— begin Dataset records —
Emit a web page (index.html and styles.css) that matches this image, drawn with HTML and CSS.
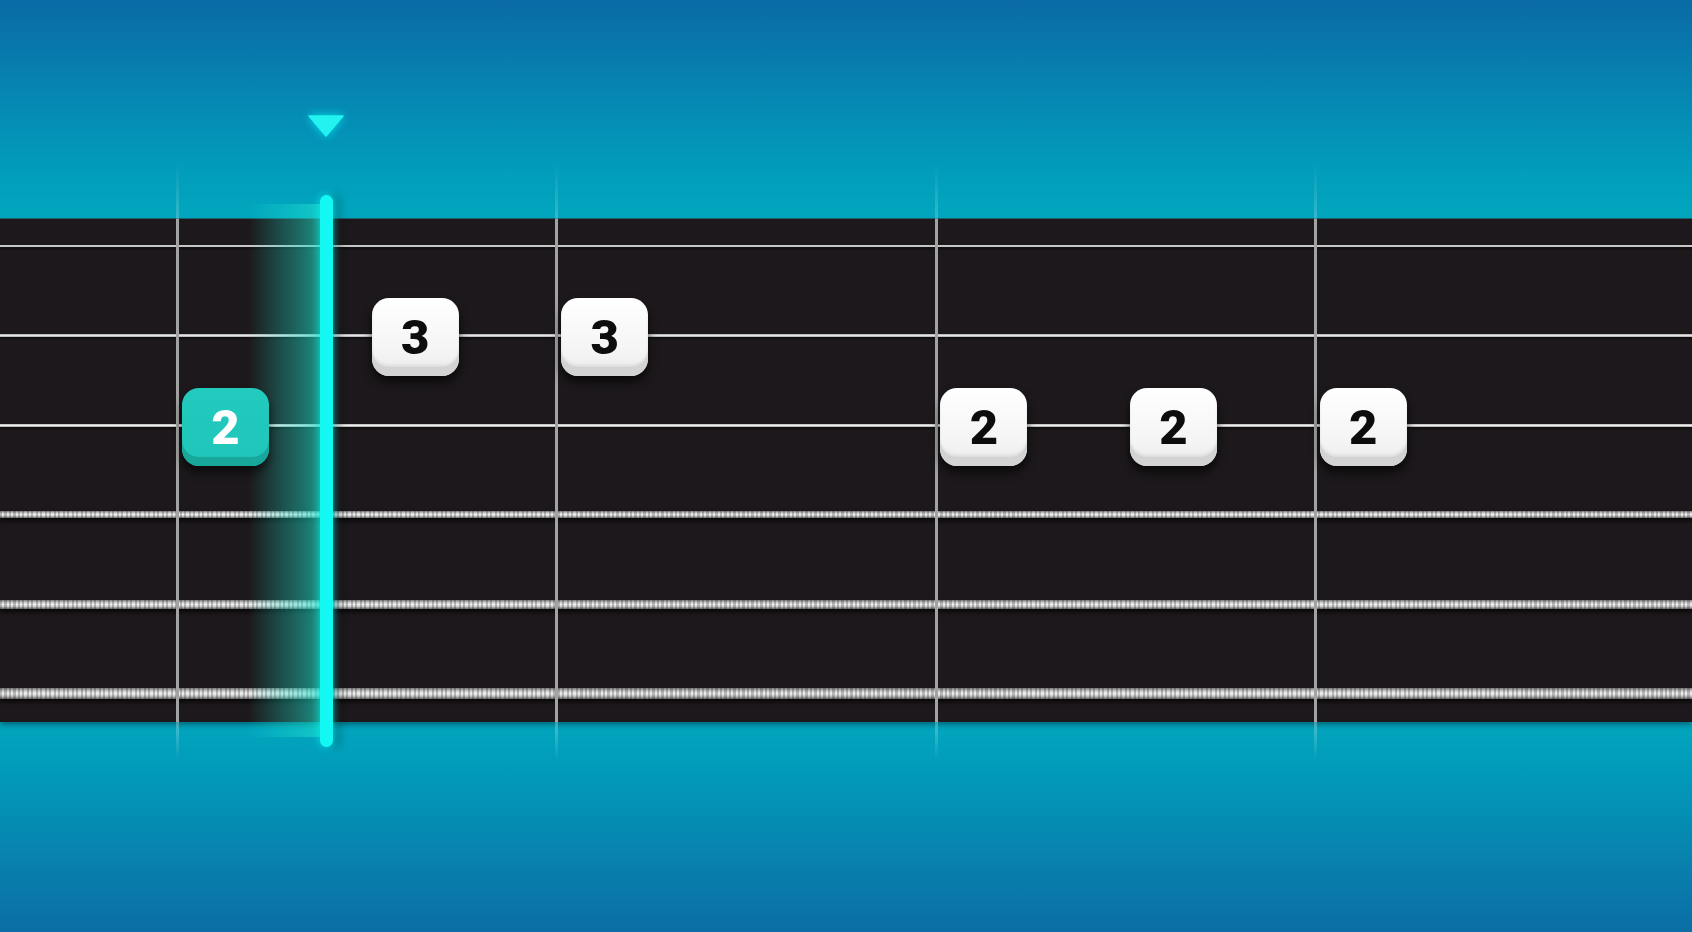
FILE: index.html
```html
<!DOCTYPE html>
<html>
<head>
  <meta charset="UTF-8">
  <meta name="viewport" content="width=device-width, initial-scale=1.0">
  <title>Tab Player</title>
  <link rel="stylesheet" href="styles.css">
</head>
<body>
  <div class="stage" id="stage">
    <div class="sky"></div>
    <div class="fretboard" id="fretboard">
      <div class="string"><span class="line plain thin"></span></div>
      <div class="string"><span class="line plain"></span></div>
      <div class="string"><span class="line plain thick"></span></div>
      <div class="string"><span class="line wound w4"></span></div>
      <div class="string"><span class="line wound w5"></span></div>
      <div class="string"><span class="line wound w6"></span></div>
    </div>
    <div class="ground"></div>

    <!-- playhead sits over everything -->
    <div class="trail"></div>
    <div class="playhead"></div>
    <svg class="marker" width="36" height="22" viewBox="0 0 36 22">
      <polygon points="1,1 35,1 18,21" fill="#22f3f1" stroke="#22f3f1" stroke-width="1.5" stroke-linejoin="round"/>
    </svg>
  </div>

  <script>
    // bar lines, one every measure
    var stage = document.getElementById('stage');
    var barStart = 177, barWidth = 379.6;
    for (var i = 0; i < 4; i++) {
      var bar = document.createElement('div');
      bar.className = 'bar';
      bar.style.left = (barStart + i * barWidth - 1.5) + 'px';
      stage.insertBefore(bar, stage.querySelector('.trail'));
    }

    // notes: beat index, string (1 = top), fret
    var notes = [
      { beat: 0, string: 3, fret: 2, played: true },
      { beat: 1, string: 2, fret: 3 },
      { beat: 2, string: 2, fret: 3 },
      { beat: 4, string: 3, fret: 2 },
      { beat: 5, string: 3, fret: 2 },
      { beat: 6, string: 3, fret: 2 }
    ];
    var stringY = [27, 117, 207, 296, 385, 475];
    var board = document.getElementById('fretboard');
    notes.forEach(function(n) {
      var el = document.createElement('div');
      el.className = 'note' + (n.played ? ' played' : '');
      el.textContent = n.fret;
      el.style.left = (225.5 + n.beat * 189.6 - 43.5) + 'px';
      el.style.top = (stringY[n.string - 1] - 38) + 'px';
      board.appendChild(el);
    });
  </script>
</body>
</html>
```

FILE: styles.css
```css
body {
  margin: 0;
  overflow: hidden;
  font-family: Roboto, "Noto Sans", sans-serif;
}
.stage {
  position: relative;
  height: 932px;
  display: flex;
  flex-direction: column;
  background: linear-gradient(180deg, #0a6aa5 0%, #0686b2 10%, #029cbb 18%, #01a7be 23.5%, #01a6be 77.5%, #0298b9 84%, #0882ae 92%, #0a6ea5 100%);
}
.sky {
  height: 219px;
  flex: none;
}
.ground {
  flex: 1;
}
.fretboard {
  position: relative;
  height: 503px;
  flex: none;
  box-sizing: border-box;
  padding: 21px 0 22px;
  display: flex;
  flex-direction: column;
  justify-content: space-between;
  background: #1c181b;
  box-shadow: 0 -1px 0 rgba(40, 70, 75, 0.7), 0 3px 5px rgba(0, 40, 50, 0.45);
}
.string {
  height: 12px;
  display: flex;
  align-items: center;
}
.line {
  display: block;
  width: 100%;
}
.plain {
  height: 3px;
  background: linear-gradient(180deg, #aaa, #e2e2e2 50%, #aaa);
  box-shadow: 0 2px 2px rgba(0, 0, 0, 0.45);
}
.plain.thin {
  height: 2px;
  background: #c6c6c6;
}
.plain.thick {
  height: 3px;
  background: linear-gradient(180deg, #b5b5b5, #ececec 50%, #a5a5a5);
}
.wound {
  background:
    repeating-linear-gradient(90deg, rgba(0, 0, 0, 0.22) 0 2px, rgba(0, 0, 0, 0) 2px 4.5px),
    linear-gradient(180deg, #7a7a7a 0%, #cfcfcf 28%, #f0f0f0 50%, #cdcdcd 72%, #666 100%);
  box-shadow: 0 3px 4px rgba(0, 0, 0, 0.7);
}
.w4 { height: 7px; }
.w5 { height: 9px; }
.w6 { height: 11px; }

.bar {
  position: absolute;
  top: 165px;
  width: 3px;
  height: 595px;
  background: linear-gradient(180deg,
    rgba(255, 255, 255, 0) 0,
    rgba(255, 255, 255, 0.2) 54px,
    #a2a2a2 54px,
    #a2a2a2 557px,
    rgba(255, 255, 255, 0.28) 557px,
    rgba(255, 255, 255, 0) 595px);
}

.note {
  position: absolute;
  z-index: 3;
  width: 87px;
  height: 78px;
  box-sizing: border-box;
  padding-top: 1px;
  border-radius: 17px;
  display: flex;
  align-items: center;
  justify-content: center;
  font-size: 49px;
  font-weight: 900;
  color: #0d0d0d;
  background: linear-gradient(180deg, #ffffff 0%, #f4f4f4 70%, #e9e9e9 100%);
  box-shadow: inset 0 -9px 0 #d3d3d3, inset 0 -11px 3px rgba(0, 0, 0, 0.08), 0 6px 10px rgba(0, 0, 0, 0.65);
}
.note.played {
  color: #fff;
  background: linear-gradient(180deg, #22cbbe 0%, #1fc5b8 100%);
  box-shadow: inset 0 -9px 0 #18a89b, 0 6px 10px rgba(0, 0, 0, 0.6);
}

.trail {
  position: absolute;
  z-index: 2;
  left: 248px;
  top: 204px;
  width: 76px;
  height: 533px;
  background: linear-gradient(90deg, rgba(30, 225, 205, 0) 0%, rgba(30, 225, 205, 0.22) 35%, rgba(30, 225, 205, 0.45) 75%, rgba(30, 225, 205, 0.65) 100%);
}
.playhead {
  position: absolute;
  z-index: 4;
  left: 320px;
  top: 195px;
  width: 13px;
  height: 552px;
  border-radius: 7px;
  background: #14f8f3;
  box-shadow: 0 0 8px rgba(0, 255, 250, 0.75), 7px 0 10px rgba(0, 0, 0, 0.25);
}
.marker {
  position: absolute;
  z-index: 4;
  left: 308px;
  top: 115px;
  filter: drop-shadow(0 0 5px rgba(0, 255, 250, 0.7));
}
```
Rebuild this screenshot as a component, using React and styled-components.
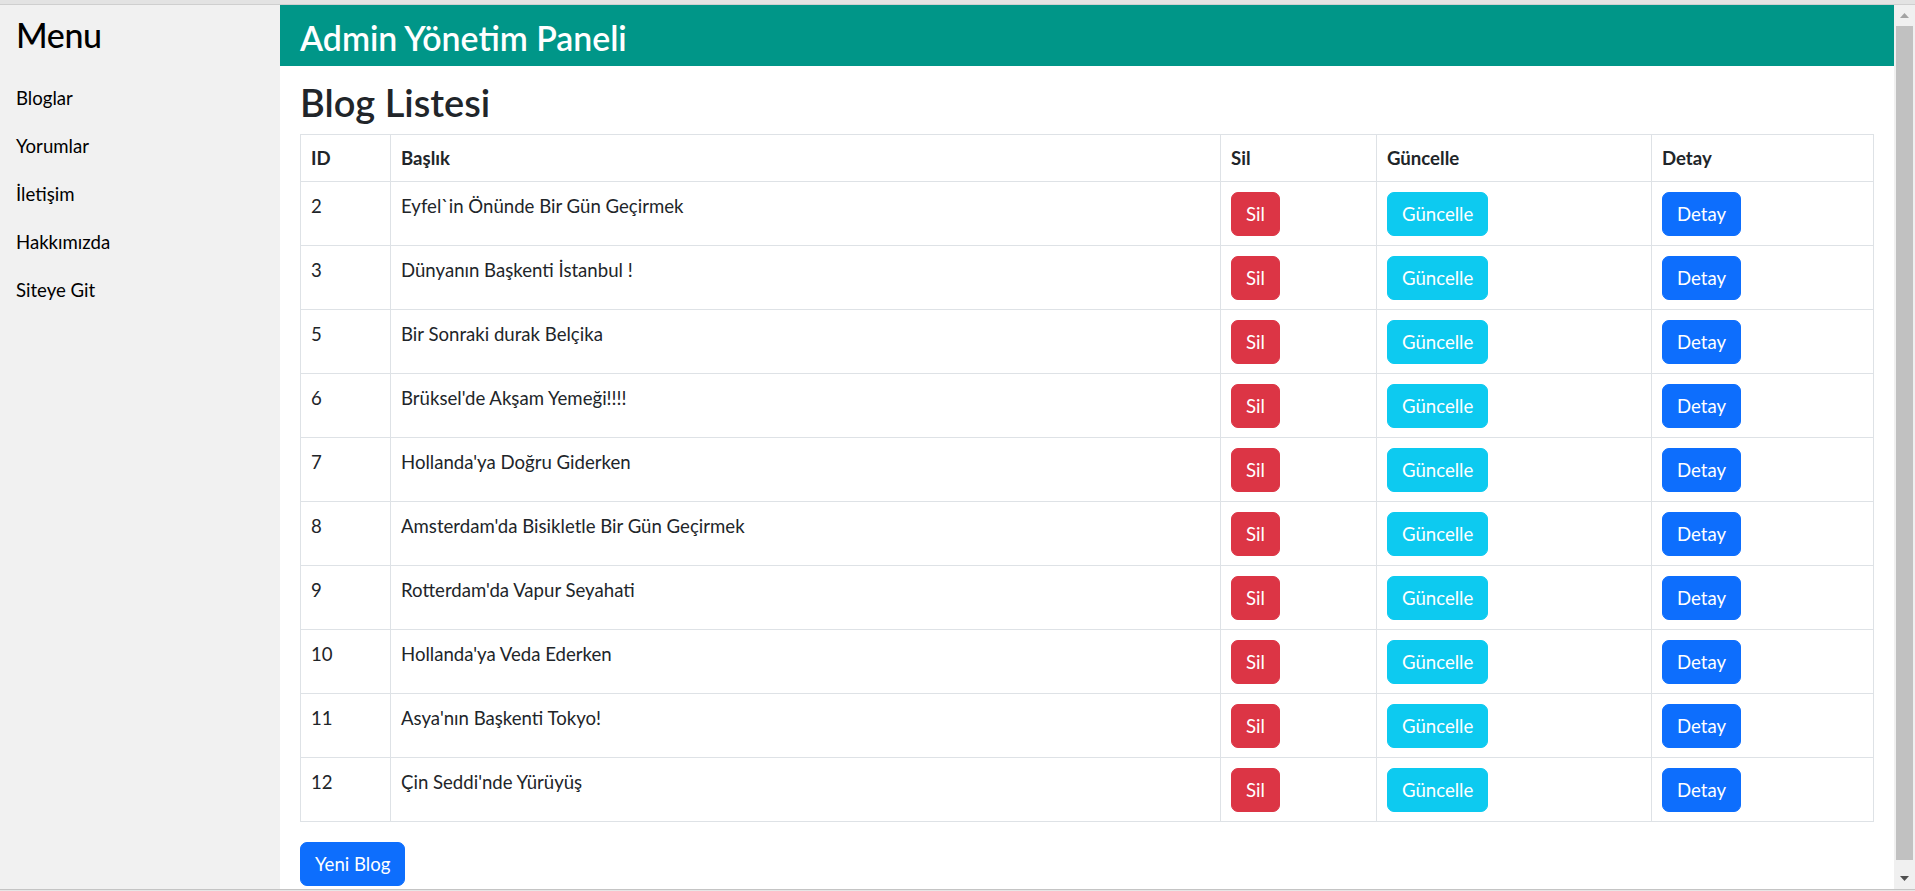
— end Dataset records —
What you have to do — Quote all the lines above exactly as given. Do not include the pictures.

Final result —
Emit a web page (index.html and styles.css) that matches this image, drawn with HTML and CSS.
FILE: index.html
```html
<!DOCTYPE html>
<html>
<head>
  <meta charset="UTF-8">
  <meta name="viewport" content="width=device-width, initial-scale=1.0">
  <title>Tab Player</title>
  <link rel="stylesheet" href="styles.css">
</head>
<body>
  <div class="stage" id="stage">
    <div class="sky"></div>
    <div class="fretboard" id="fretboard">
      <div class="string"><span class="line plain thin"></span></div>
      <div class="string"><span class="line plain"></span></div>
      <div class="string"><span class="line plain thick"></span></div>
      <div class="string"><span class="line wound w4"></span></div>
      <div class="string"><span class="line wound w5"></span></div>
      <div class="string"><span class="line wound w6"></span></div>
    </div>
    <div class="ground"></div>

    <!-- playhead sits over everything -->
    <div class="trail"></div>
    <div class="playhead"></div>
    <svg class="marker" width="36" height="22" viewBox="0 0 36 22">
      <polygon points="1,1 35,1 18,21" fill="#22f3f1" stroke="#22f3f1" stroke-width="1.5" stroke-linejoin="round"/>
    </svg>
  </div>

  <script>
    // bar lines, one every measure
    var stage = document.getElementById('stage');
    var barStart = 177, barWidth = 379.6;
    for (var i = 0; i < 4; i++) {
      var bar = document.createElement('div');
      bar.className = 'bar';
      bar.style.left = (barStart + i * barWidth - 1.5) + 'px';
      stage.insertBefore(bar, stage.querySelector('.trail'));
    }

    // notes: beat index, string (1 = top), fret
    var notes = [
      { beat: 0, string: 3, fret: 2, played: true },
      { beat: 1, string: 2, fret: 3 },
      { beat: 2, string: 2, fret: 3 },
      { beat: 4, string: 3, fret: 2 },
      { beat: 5, string: 3, fret: 2 },
      { beat: 6, string: 3, fret: 2 }
    ];
    var stringY = [27, 117, 207, 296, 385, 475];
    var board = document.getElementById('fretboard');
    notes.forEach(function(n) {
      var el = document.createElement('div');
      el.className = 'note' + (n.played ? ' played' : '');
      el.textContent = n.fret;
      el.style.left = (225.5 + n.beat * 189.6 - 43.5) + 'px';
      el.style.top = (stringY[n.string - 1] - 38) + 'px';
      board.appendChild(el);
    });
  </script>
</body>
</html>
```

FILE: styles.css
```css
body {
  margin: 0;
  overflow: hidden;
  font-family: Roboto, "Noto Sans", sans-serif;
}
.stage {
  position: relative;
  height: 932px;
  display: flex;
  flex-direction: column;
  background: linear-gradient(180deg, #0a6aa5 0%, #0686b2 10%, #029cbb 18%, #01a7be 23.5%, #01a6be 77.5%, #0298b9 84%, #0882ae 92%, #0a6ea5 100%);
}
.sky {
  height: 219px;
  flex: none;
}
.ground {
  flex: 1;
}
.fretboard {
  position: relative;
  height: 503px;
  flex: none;
  box-sizing: border-box;
  padding: 21px 0 22px;
  display: flex;
  flex-direction: column;
  justify-content: space-between;
  background: #1c181b;
  box-shadow: 0 -1px 0 rgba(40, 70, 75, 0.7), 0 3px 5px rgba(0, 40, 50, 0.45);
}
.string {
  height: 12px;
  display: flex;
  align-items: center;
}
.line {
  display: block;
  width: 100%;
}
.plain {
  height: 3px;
  background: linear-gradient(180deg, #aaa, #e2e2e2 50%, #aaa);
  box-shadow: 0 2px 2px rgba(0, 0, 0, 0.45);
}
.plain.thin {
  height: 2px;
  background: #c6c6c6;
}
.plain.thick {
  height: 3px;
  background: linear-gradient(180deg, #b5b5b5, #ececec 50%, #a5a5a5);
}
.wound {
  background:
    repeating-linear-gradient(90deg, rgba(0, 0, 0, 0.22) 0 2px, rgba(0, 0, 0, 0) 2px 4.5px),
    linear-gradient(180deg, #7a7a7a 0%, #cfcfcf 28%, #f0f0f0 50%, #cdcdcd 72%, #666 100%);
  box-shadow: 0 3px 4px rgba(0, 0, 0, 0.7);
}
.w4 { height: 7px; }
.w5 { height: 9px; }
.w6 { height: 11px; }

.bar {
  position: absolute;
  top: 165px;
  width: 3px;
  height: 595px;
  background: linear-gradient(180deg,
    rgba(255, 255, 255, 0) 0,
    rgba(255, 255, 255, 0.2) 54px,
    #a2a2a2 54px,
    #a2a2a2 557px,
    rgba(255, 255, 255, 0.28) 557px,
    rgba(255, 255, 255, 0) 595px);
}

.note {
  position: absolute;
  z-index: 3;
  width: 87px;
  height: 78px;
  box-sizing: border-box;
  padding-top: 1px;
  border-radius: 17px;
  display: flex;
  align-items: center;
  justify-content: center;
  font-size: 49px;
  font-weight: 900;
  color: #0d0d0d;
  background: linear-gradient(180deg, #ffffff 0%, #f4f4f4 70%, #e9e9e9 100%);
  box-shadow: inset 0 -9px 0 #d3d3d3, inset 0 -11px 3px rgba(0, 0, 0, 0.08), 0 6px 10px rgba(0, 0, 0, 0.65);
}
.note.played {
  color: #fff;
  background: linear-gradient(180deg, #22cbbe 0%, #1fc5b8 100%);
  box-shadow: inset 0 -9px 0 #18a89b, 0 6px 10px rgba(0, 0, 0, 0.6);
}

.trail {
  position: absolute;
  z-index: 2;
  left: 248px;
  top: 204px;
  width: 76px;
  height: 533px;
  background: linear-gradient(90deg, rgba(30, 225, 205, 0) 0%, rgba(30, 225, 205, 0.22) 35%, rgba(30, 225, 205, 0.45) 75%, rgba(30, 225, 205, 0.65) 100%);
}
.playhead {
  position: absolute;
  z-index: 4;
  left: 320px;
  top: 195px;
  width: 13px;
  height: 552px;
  border-radius: 7px;
  background: #14f8f3;
  box-shadow: 0 0 8px rgba(0, 255, 250, 0.75), 7px 0 10px rgba(0, 0, 0, 0.25);
}
.marker {
  position: absolute;
  z-index: 4;
  left: 308px;
  top: 115px;
  filter: drop-shadow(0 0 5px rgba(0, 255, 250, 0.7));
}
```
Rebuild this screenshot as a component, using React and styled-components.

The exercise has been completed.